Here is my java code:
JavaSparkContext sc = new JavaSparkContext(new SparkConf().setAppName("ReadAvro"));
JavaPairRDD <NullWritable, Text> lines = sc.newAPIHadoopFile(args[0],AvroKeyValueInputFormat.class,AvroKey.class,AvroValue.class,new Configuration());
But I am getting a compile time exception:
The method newAPIHadoopFile(String, Class, Class, Class, Configuration) in the type JavaSparkContext is not applicable for the arguments (String, Class, Class, Class, Configuration)

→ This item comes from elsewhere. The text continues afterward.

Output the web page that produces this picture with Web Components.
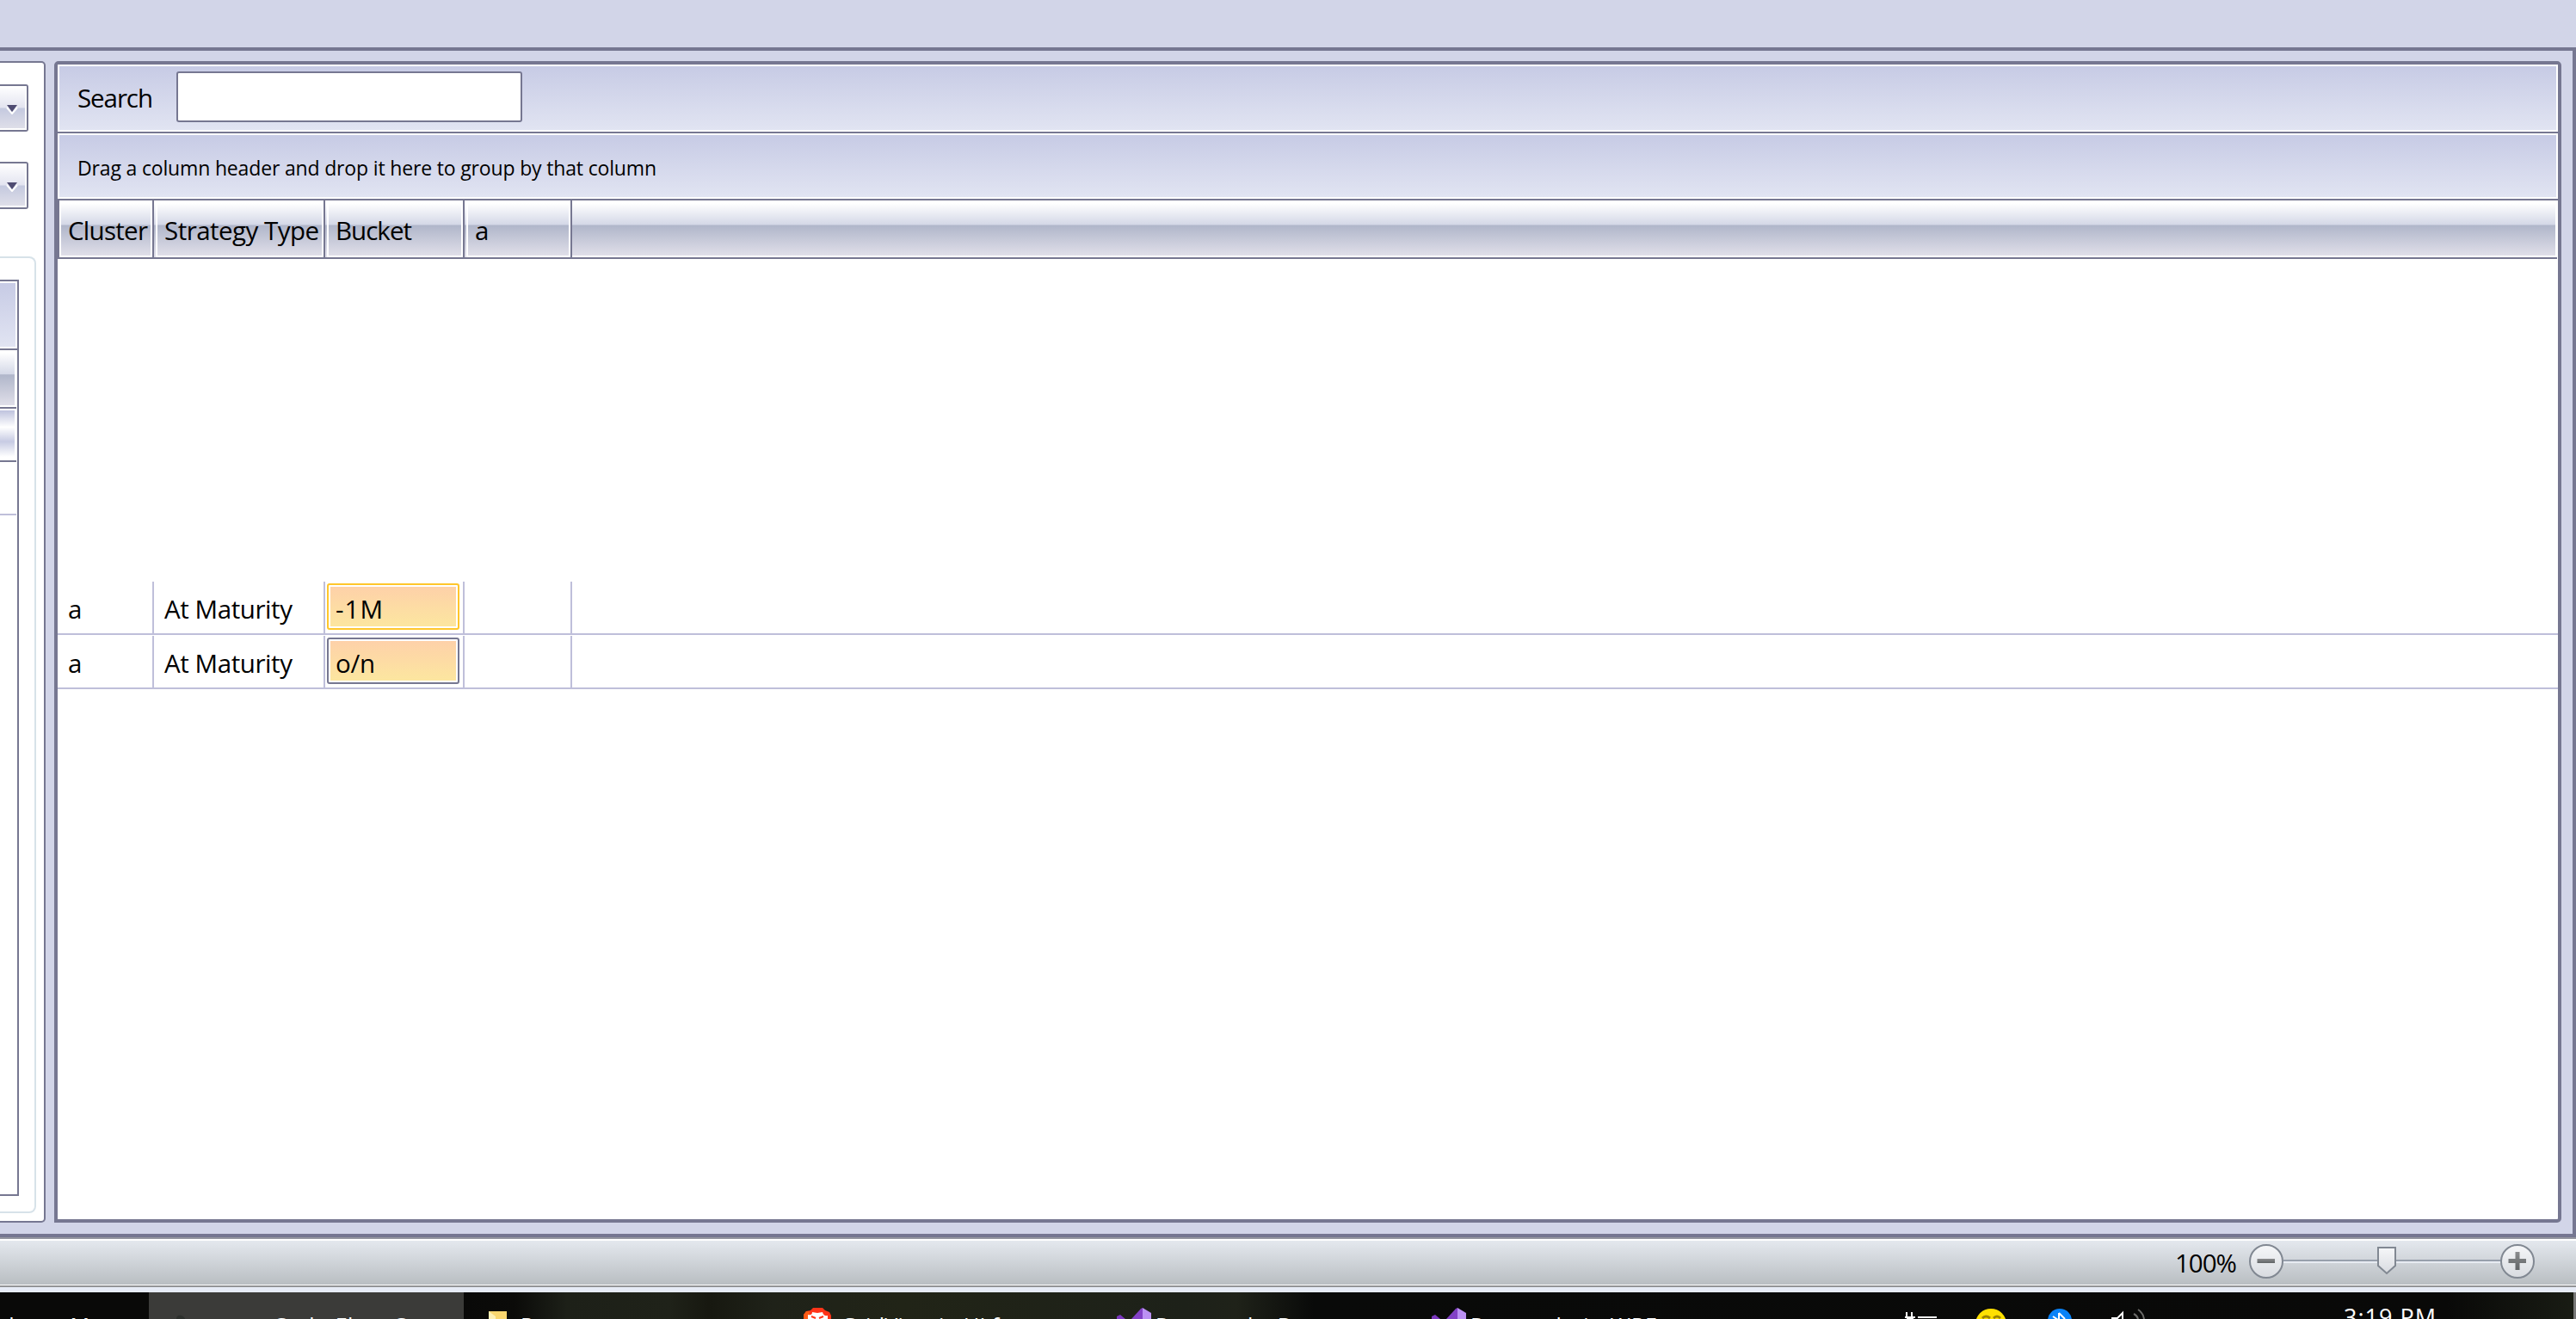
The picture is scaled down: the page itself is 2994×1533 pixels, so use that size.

So what is the correct way to use JavaSparkContext.newAPIHadoopFile()
in Java?
Upvotes: 0
Views: 1487
Reputation: 476
public class Utils {
public static <T> JavaPairRDD<String, T> loadAvroFile(JavaSparkContext sc, String avroPath) {
JavaPairRDD<AvroKey, NullWritable> records = sc.newAPIHadoopFile(avroPath, AvroKeyInputFormat.class, AvroKey.class, NullWritable.class, sc.hadoopConfiguration());
return records.keys()
.map(x -> (GenericRecord) x.datum())
.mapToPair(pair -> new Tuple2<>((String) pair.get("key"), (T)pair.get("value")));
}
}
Use the utility as:
JavaPairRDD<String, YourAvroClassName> records = Utils.<YourAvroClassName>loadAvroFile(sc, inputDir);
You might also need to use KryoSerializer and register your custom KryoRegistrator:
sparkConf.set("spark.serializer", "org.apache.spark.serializer.KryoSerializer");
sparkConf.set("spark.kryo.registrator", "com.test.avro.MyKryoRegistrator");
public class MyKryoRegistrator implements KryoRegistrator {
public static class SpecificInstanceCollectionSerializer<T extends Collection> extends CollectionSerializer {
Class<T> type;
public SpecificInstanceCollectionSerializer(Class<T> type) {
this.type = type;
}
@Override
protected Collection create(Kryo kryo, Input input, Class<Collection> type) {
return kryo.newInstance(this.type);
}
@Override
protected Collection createCopy(Kryo kryo, Collection original) {
return kryo.newInstance(this.type);
}
}
Logger logger = LoggerFactory.getLogger(this.getClass());
@Override
public void registerClasses(Kryo kryo) {
// Avro POJOs contain java.util.List which have GenericData.Array as their runtime type
// because Kryo is not able to serialize them properly, we use this serializer for them
kryo.register(GenericData.Array.class, new SpecificInstanceCollectionSerializer<>(ArrayList.class));
kryo.register(YourAvroClassName.class);
}
}
Hope this helps...
Upvotes: 3